CARICOM member states have demonstrated the power and potential of democracy to accomplish these goals. I’m also of the opinion that as partners we can establish the diplomatic and political space necessary to foster, again, a genuine dialogue of cooperation, collaboration, mutual commitment to turn today’s challenges into catalysts for building more secure and prosperous futures for our countries.

We are committed to defeating the crime and violence that are plaguing all of us. But none of us, as I said before, can do it alone. To be successful, we must fight together and extend a hand to partners to assist in this fight. Transnational threats require transnational solutions.
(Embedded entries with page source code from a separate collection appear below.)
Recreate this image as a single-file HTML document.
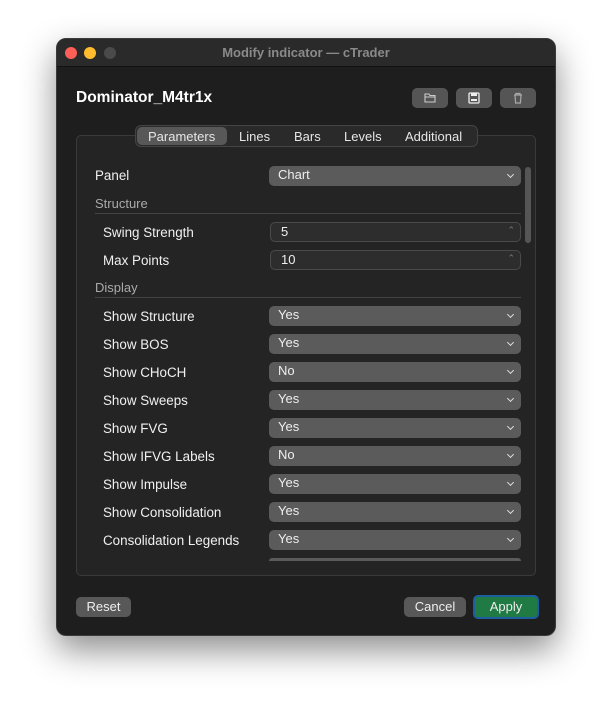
<!DOCTYPE html>
<html><head><style>
*{box-sizing:border-box;margin:0;padding:0}
body{width:612px;height:710px;background:#fff;font-family:"Liberation Sans",sans-serif;position:relative;overflow:hidden}
.win{position:absolute;left:56px;top:38px;width:500px;height:598px;background:#1e1e1e;border-radius:10px;border:1px solid #3a3a3a;box-shadow:0 14px 34px rgba(0,0,0,.45);overflow:hidden}
.tb{position:absolute;left:0;top:0;width:100%;height:28px;background:#2a2a2a;border-bottom:1px solid #111;color:#8a8a8a;font-size:13px;font-weight:bold;text-align:center;line-height:27px}
.dot{position:absolute;top:8px;width:12px;height:12px;border-radius:50%}
.abs{position:absolute}
.h1{left:19px;top:50px;color:#fff;font-size:15.5px;font-weight:bold}
.ib{position:absolute;top:49px;width:36px;height:20px;background:#555;border-radius:5px}
.grp{position:absolute;left:19px;top:96px;width:460px;height:441px;background:#242424;border:1px solid #3a3a3a;border-radius:5px}
.tabs{position:absolute;left:78px;top:86px;width:343px;height:22px;background:#2a2a2a;border:1px solid #444;border-radius:6px;font-size:13px;color:#e6e6e6}
.tabs span{position:absolute;top:3px}
.lbl{position:absolute;color:#f0f0f0;font-size:13.4px}
.sec{position:absolute;left:38px;color:#aaa;font-size:13px}
.line{position:absolute;left:38px;width:426px;height:1px;background:#444}
.dd{position:absolute;left:212px;width:252px;height:20px;background:#5b5b5b;border-radius:5px;color:#eee;font-size:13px;padding-left:9px;line-height:18px}
.dd:after{content:"";position:absolute;right:8px;top:6px;width:4px;height:4px;border-right:1.5px solid #ddd;border-bottom:1.5px solid #ddd;transform:rotate(45deg)}
.dd.p:after{display:none}
.num{position:absolute;left:213px;width:251px;height:20px;background:#2d2d2d;border:1px solid #4a4a4a;border-radius:5px;color:#eee;font-size:13px;padding-left:10px;line-height:18px}
.num:after{content:"⌃";position:absolute;right:5px;top:-2px;font-size:9px;color:#777}
.btn{position:absolute;top:558px;height:20px;background:#585858;border-radius:5px;color:#eee;font-size:13px;text-align:center;line-height:20px}
</style></head><body>
<div class="win">
<div class="tb">Modify indicator — cTrader
<div class="dot" style="left:8px;background:#fe5f57"></div>
<div class="dot" style="left:27px;background:#febc2e"></div>
<div class="dot" style="left:47px;background:#4a4a4a"></div></div>
<div class="abs h1">Dominator_M4tr1x</div>
<div class="ib" style="left:355px"><svg width="36" height="20"><path d="M13 6h4l1 1.5h5v6.5h-10z" fill="none" stroke="#ccc" stroke-width="1.1"/><path d="M13 9h10" stroke="#ccc"/></svg></div>
<div class="ib" style="left:399px"><svg width="36" height="20"><rect x="13" y="5" width="10" height="10" rx="1" fill="none" stroke="#eee" stroke-width="1.3"/><rect x="15" y="5" width="6" height="3" fill="#eee"/><rect x="15" y="11" width="6" height="2" fill="#eee"/></svg></div>
<div class="ib" style="left:443px"><svg width="36" height="20"><path d="M14 7h8M16 7v-1.5h4v1.5M15 7.5l.6 7.5h4.8l.6-7.5" fill="none" stroke="#aaa" stroke-width="1.2"/></svg></div>
<div class="grp"></div>
<div class="tabs"><div class="abs" style="left:1px;top:1px;width:90px;height:18px;background:#585858;border-radius:5px"></div>
<span style="left:12px">Parameters</span><span style="left:103px">Lines</span><span style="left:158px">Bars</span><span style="left:208px">Levels</span><span style="left:269px">Additional</span></div>
<div class="abs" style="left:468px;top:128px;width:6px;height:76px;background:#555;border-radius:3px"></div>
<div class="lbl" style="left:38px;top:129px">Panel</div><div class="dd" style="top:127px">Chart</div>
<div class="sec" style="top:157px">Structure</div><div class="line" style="top:174px"></div>
<div class="lbl" style="left:46px;top:186px">Swing Strength</div><div class="num" style="top:183px">5</div>
<div class="lbl" style="left:46px;top:214px">Max Points</div><div class="num" style="top:211px">10</div>
<div class="sec" style="top:241px">Display</div><div class="line" style="top:258px"></div>
<div class="lbl" style="left:46px;top:270px">Show Structure</div><div class="dd" style="top:267px">Yes</div>
<div class="lbl" style="left:46px;top:298px">Show BOS</div><div class="dd" style="top:295px">Yes</div>
<div class="lbl" style="left:46px;top:326px">Show CHoCH</div><div class="dd" style="top:323px">No</div>
<div class="lbl" style="left:46px;top:354px">Show Sweeps</div><div class="dd" style="top:351px">Yes</div>
<div class="lbl" style="left:46px;top:382px">Show FVG</div><div class="dd" style="top:379px">Yes</div>
<div class="lbl" style="left:46px;top:410px">Show IFVG Labels</div><div class="dd" style="top:407px">No</div>
<div class="lbl" style="left:46px;top:438px">Show Impulse</div><div class="dd" style="top:435px">Yes</div>
<div class="lbl" style="left:46px;top:466px">Show Consolidation</div><div class="dd" style="top:463px">Yes</div>
<div class="lbl" style="left:46px;top:494px">Consolidation Legends</div><div class="dd" style="top:491px">Yes</div>
<div class="dd p" style="top:519px;height:3px;border-radius:5px 5px 0 0"></div>
<div class="btn" style="left:19px;width:55px">Reset</div>
<div class="btn" style="left:347px;width:62px">Cancel</div>
<div class="btn" style="left:416px;top:556px;width:66px;height:24px;background:#1f7a43;border:2px solid #1d5f9e;line-height:20px">Apply</div>
</div>
</body></html>
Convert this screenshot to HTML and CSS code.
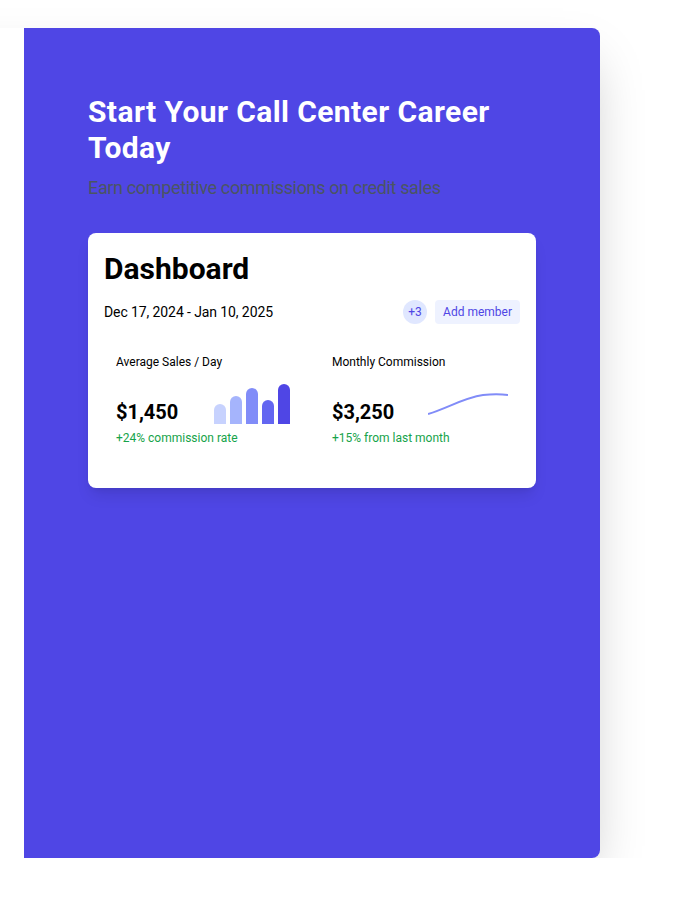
FILE: index.html
```html
<!DOCTYPE html>
<html lang="en">
<head>
<meta charset="utf-8">
<title>Call Center Career</title>
<link rel="stylesheet" href="styles.css">
</head>
<body>
<div class="page">
  <div class="shell">
    <div class="side"></div>
    <section class="hero">
      <h1 class="hero-title">Start Your Call Center Career Today</h1>
      <p class="hero-sub">Earn competitive commissions on credit sales</p>
      <div class="dash">
        <h2 class="dash-title">Dashboard</h2>
        <div class="dash-head">
          <span class="dash-date">Dec 17, 2024 - Jan 10, 2025</span>
          <div class="dash-actions">
            <span class="avatar-more">+3</span>
            <button class="add-btn">Add member</button>
          </div>
        </div>
        <div class="stats">
          <div class="stat">
            <div class="stat-label">Average Sales / Day</div>
            <div class="stat-row">
              <span class="stat-value">$1,450</span>
              <div class="bars">
                <span class="bar b1"></span>
                <span class="bar b2"></span>
                <span class="bar b3"></span>
                <span class="bar b4"></span>
                <span class="bar b5"></span>
              </div>
            </div>
            <div class="stat-note">+24% commission rate</div>
          </div>
          <div class="stat">
            <div class="stat-label">Monthly Commission</div>
            <div class="stat-row">
              <span class="stat-value">$3,250</span>
              <svg class="spark" width="80" height="24" viewBox="0 0 80 24">
                <path d="M0 21 C 20 15, 35 5, 55 2 C 65 1, 72 1, 80 2" fill="none" stroke="#818cf8" stroke-width="2"/>
              </svg>
            </div>
            <div class="stat-note">+15% from last month</div>
          </div>
        </div>
      </div>
    </section>
  </div>
</div>
</body>
</html>
```
FILE: styles.css
```css
* { box-sizing: border-box; }
html, body { margin: 0; padding: 0; background: #ffffff; }
body {
  font-family: Roboto, "Noto Sans", sans-serif;
  color: #000;
  overflow: hidden;
}
.page { padding-top: 28px; }
.shell {
  width: 1152px;
  margin-left: -552px;
  display: grid;
  grid-template-columns: 576px 576px;
  min-height: 830px;
  background: #ffffff;
  border-radius: 8px;
  overflow: hidden;
  box-shadow: 0 25px 50px -12px rgba(0,0,0,0.25);
}
.hero {
  background: #4f46e5;
  padding: 66px 64px 64px;
}
.hero-title {
  margin: 0 0 8px;
  font-size: 30px;
  line-height: 36px;
  font-weight: 700;
  letter-spacing: 0.4px;
  color: #ffffff;
}
.hero-sub {
  margin: 0 0 31px;
  font-size: 18px;
  line-height: 28px;
  letter-spacing: -0.35px;
  color: #4b5563;
}
.dash {
  background: #ffffff;
  border-radius: 8px;
  padding: 18px 16px 32px;
  box-shadow: 0 10px 15px -3px rgba(0,0,0,0.1), 0 4px 6px -4px rgba(0,0,0,0.1);
}
.dash-title {
  margin: 0 0 13px;
  font-size: 30px;
  line-height: 36px;
  font-weight: 700;
}
.dash-head {
  display: flex;
  justify-content: space-between;
  align-items: center;
}
.dash-date { font-size: 14px; line-height: 20px; letter-spacing: -0.1px; }
.dash-actions { display: flex; align-items: center; gap: 8px; }
.avatar-more {
  width: 24px; height: 24px;
  border-radius: 50%;
  background: #e0e7ff;
  color: #4f46e5;
  font-size: 12px;
  display: flex; align-items: center; justify-content: center;
}
.add-btn {
  font-family: inherit;
  border: 0;
  background: #eef2ff;
  color: #4f46e5;
  font-size: 12px;
  line-height: 16px;
  padding: 4px 8px;
  border-radius: 4px;
}
.stats {
  margin-top: 16px;
  display: grid;
  grid-template-columns: 1fr 1fr;
  gap: 16px;
}
.stat { padding: 14px 12px 10px; }
.stat-label { font-size: 12px; line-height: 16px; margin-bottom: 14px; }
.stat-row {
  display: flex;
  justify-content: space-between;
  align-items: flex-end;
  height: 40px;
}
.stat-value { font-size: 20px; line-height: 24px; font-weight: 700; }
.bars { display: flex; align-items: flex-end; gap: 4px; height: 40px; margin-right: 2px; }
.bar { width: 12px; border-radius: 6px 6px 0 0; display: block; }
.b1 { height: 20px; background: #c7d2fe; }
.b2 { height: 28px; background: #a5b4fc; }
.b3 { height: 36px; background: #818cf8; }
.b4 { height: 24px; background: #6366f1; }
.b5 { height: 40px; background: #4f46e5; }
.spark { display: block; margin-bottom: 7px; }
.stat-note { margin-top: 6px; font-size: 12px; line-height: 16px; color: #16a34a; }
```
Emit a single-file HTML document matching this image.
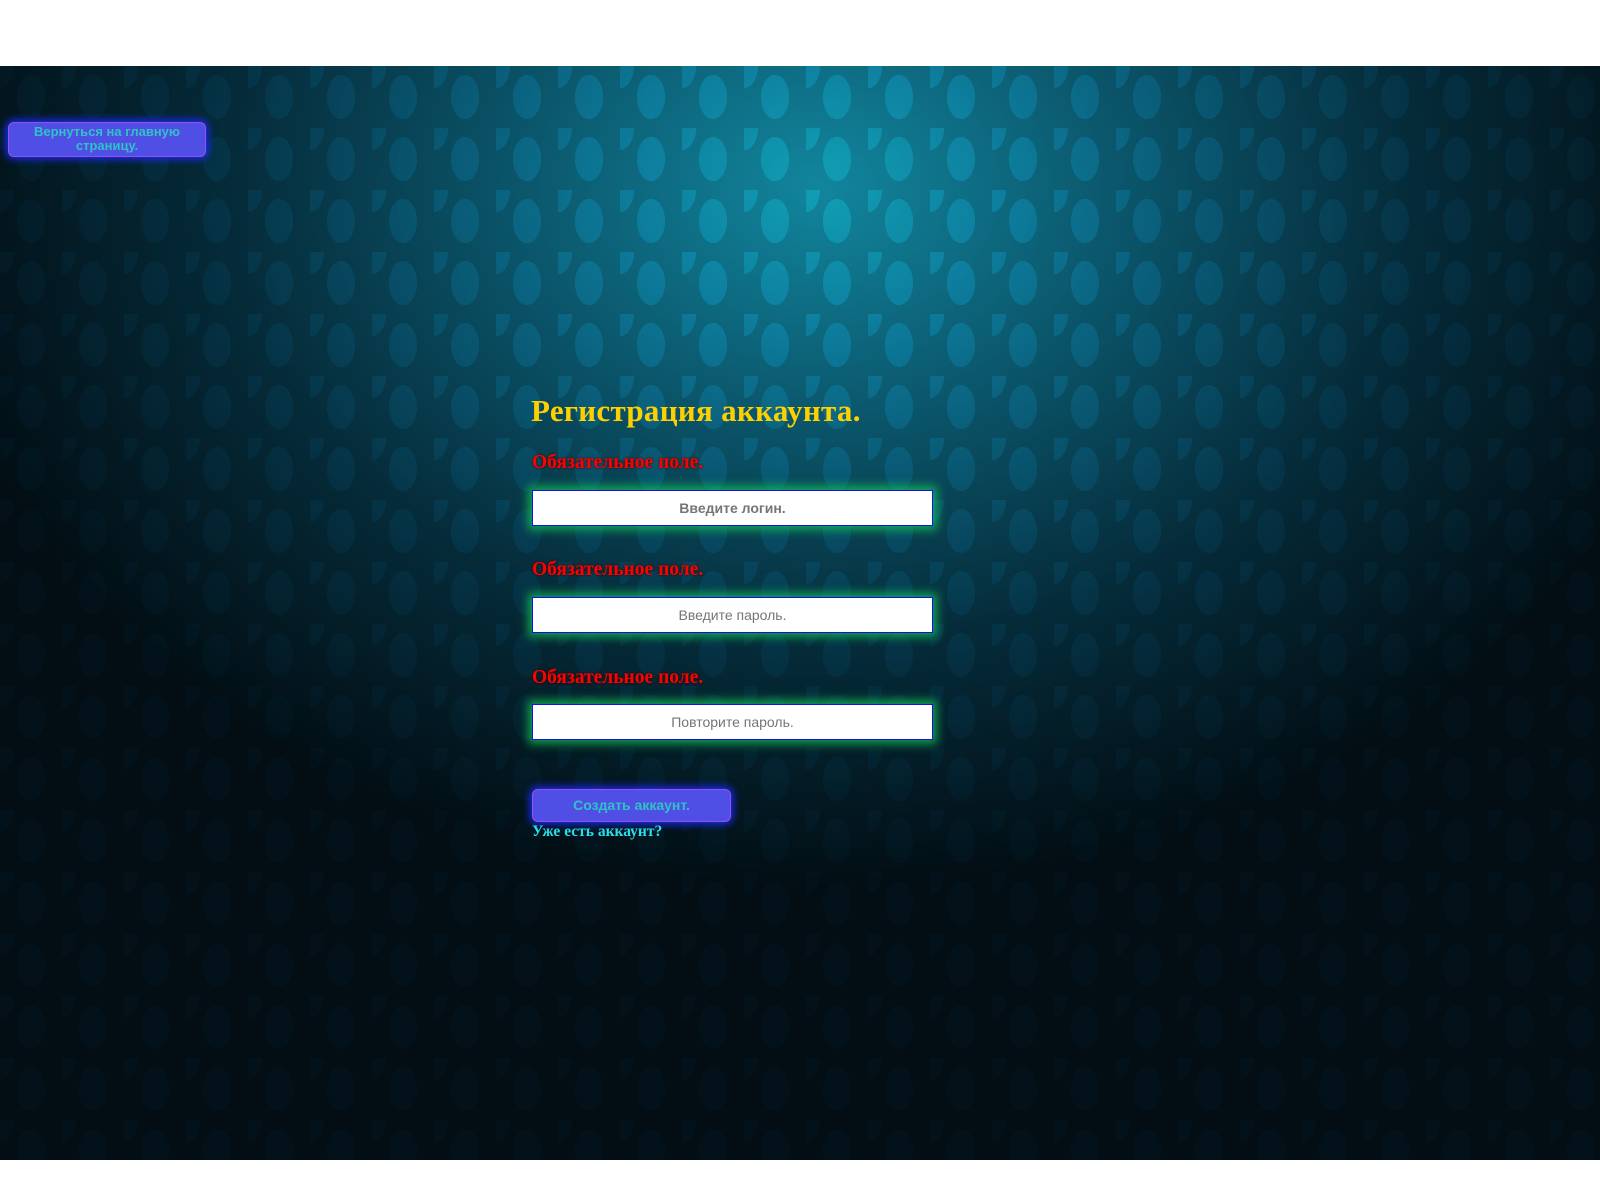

I look forward to hearing from my counterparts today, from all of you. And I again want to welcome you to Washington, to the State Department, and congratulate you for all the hard work that you have put into this in preparation for this meeting today. I know that we’ve had at least four previous preparatory meetings, and I’m very grateful for the hard work that went into those preparatory meetings.

So without further ado, I will again thank you for coming, and at this particular point I would very much like to invite my colleague, Dr. Errol Cort, the Minister of National Security of Antigua and Barbuda, who will also address you this morning. Thanks very much. (Applause.)